Why Black Americans are Arming Themselves in Trump’s America

By Sarah Leonard

While overall gun sales dropped after President Trump’s election, gun sales to Black Americans rose, and Black people account for the greatest increase in U.S. firearm sales in 2020. Imaeyen Ibanga, a senior producer and presenter with AJ+, attended a firearm training run by a Black-owned armory to learn why. Here are a few of her takeaways.

This is the second installment in a series about guns in America. Read our interview with a member of the Socialist Rifle Association here.
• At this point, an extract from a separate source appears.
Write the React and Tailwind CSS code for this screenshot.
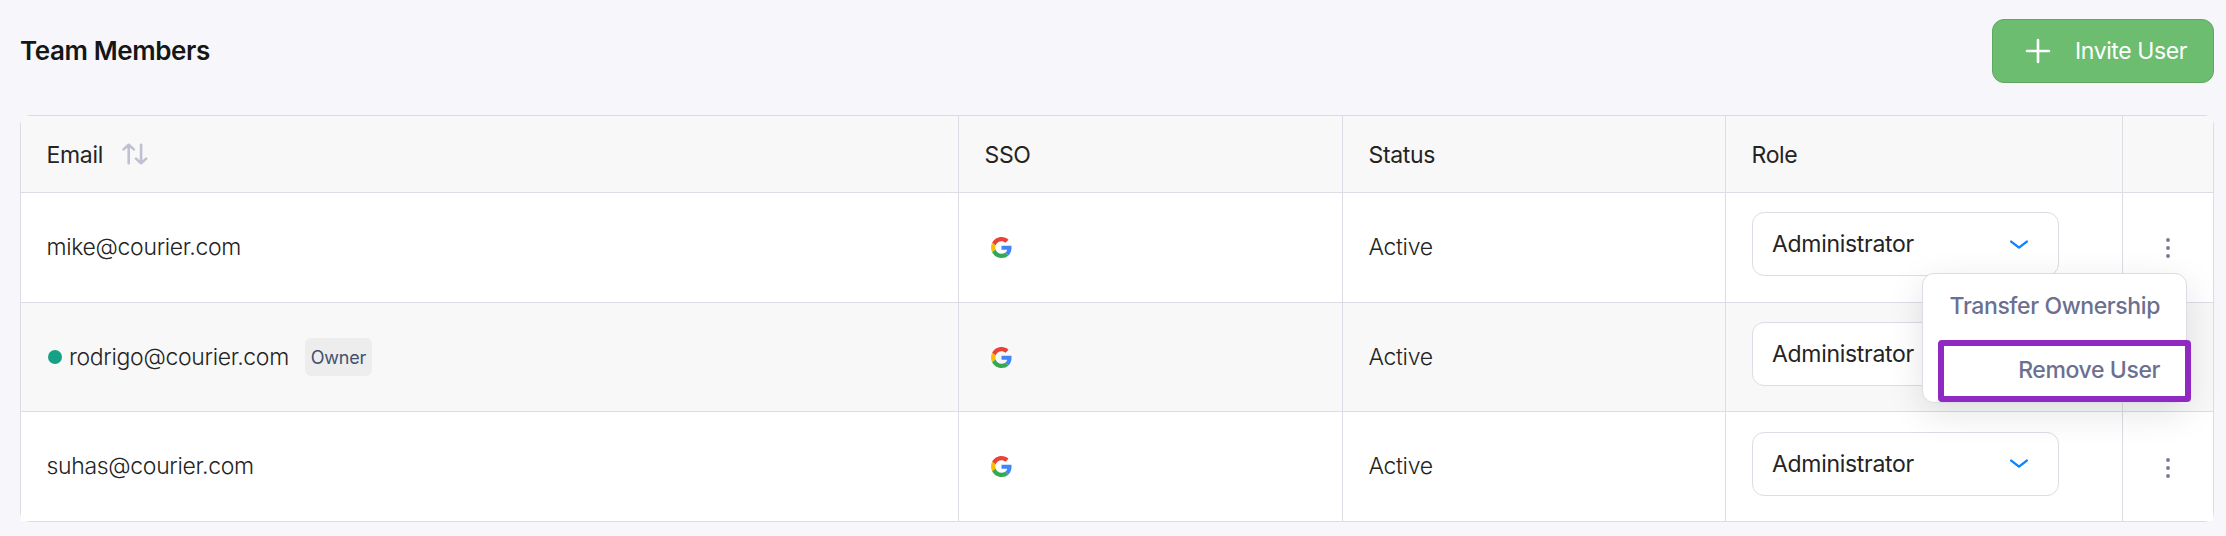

The increase in gun sales reflects national instability and fear

Black Americans are buying more guns because they don’t feel safe in their own country, Ibanga said. “Black people have been saying for generations that police are abusing them and treating them inequitably – this is not a 21st century problem or a 20th century problem,” she told me. “But I think the difference you see [now] is the federal and state and city level response to things … the kind of language we’re hearing from government officials. In some instances, officials have used the language of segregationists.” This has led people to feel like they have to protect themselves, and buying firearms is one way they’ve been trying to do that.

As part of her reporting, Ibanga interviewed participants at the training. While some people there were entirely new to guns, other participants considered gun ownership a family tradition. “One family –  a mother, daughter and aunt – was there. The mother had owned a gun, and her father taught her decades ago how to shoot. She came out to be reeducated and get new training because of what was going on in the nation right now,” Ibanga said. “A lot of people echoed that sentiment.” 

[Michael Bendeck/AJ+]

[Michael Bendeck/AJ+]

Black gun owners span the political spectrum

Within the group of people Ibanga met seeking training, there was a range of opinions on politics. But regardless of how they voted, many felt that they needed the gun training “to protect themselves in this environment [of national crisis],” she said. “For them, it’s not about politics. It’s about protection.”None of the people at the training she spoke to affiliated themselves with the National Rifle Association (NRA), which is well-known for its right-wing politics. “The NRA doesn’t even defend people like Philando Castile who was a legal gun owner,” she said, referring to the 32-year-old Black man shot and killed by a cop at a traffic stop in Minnesota. She also noted that the group “was for gun control when Black people started exercising their Second Amendment rights.”

Armed protesters often violate the rules of good gun ownership

In addition to interviewing people, Ibanga participated in the firearms training and learned quite a bit from the experience, she said. “Much of what we see when we see gun owners portrayed at protests [is] in direct opposition to what they were teaching. Even holding your gun – it’s supposed to be at a low ready [gun aimed at the ground] … so looking at what happened in St. Louis with the McCloskeys, I was like, oh so this by the standards of this education is not responsible gun ownership. That’s something I wouldn’t have known.”Another takeaway was that to be a responsible gun owner, you have to be in a constant state of education and practice. “All those people marching on the Michigan Capitol to protest quarantine – I’d be really interested in whether those people had had gun ownership and training in the last 12 months,” she said.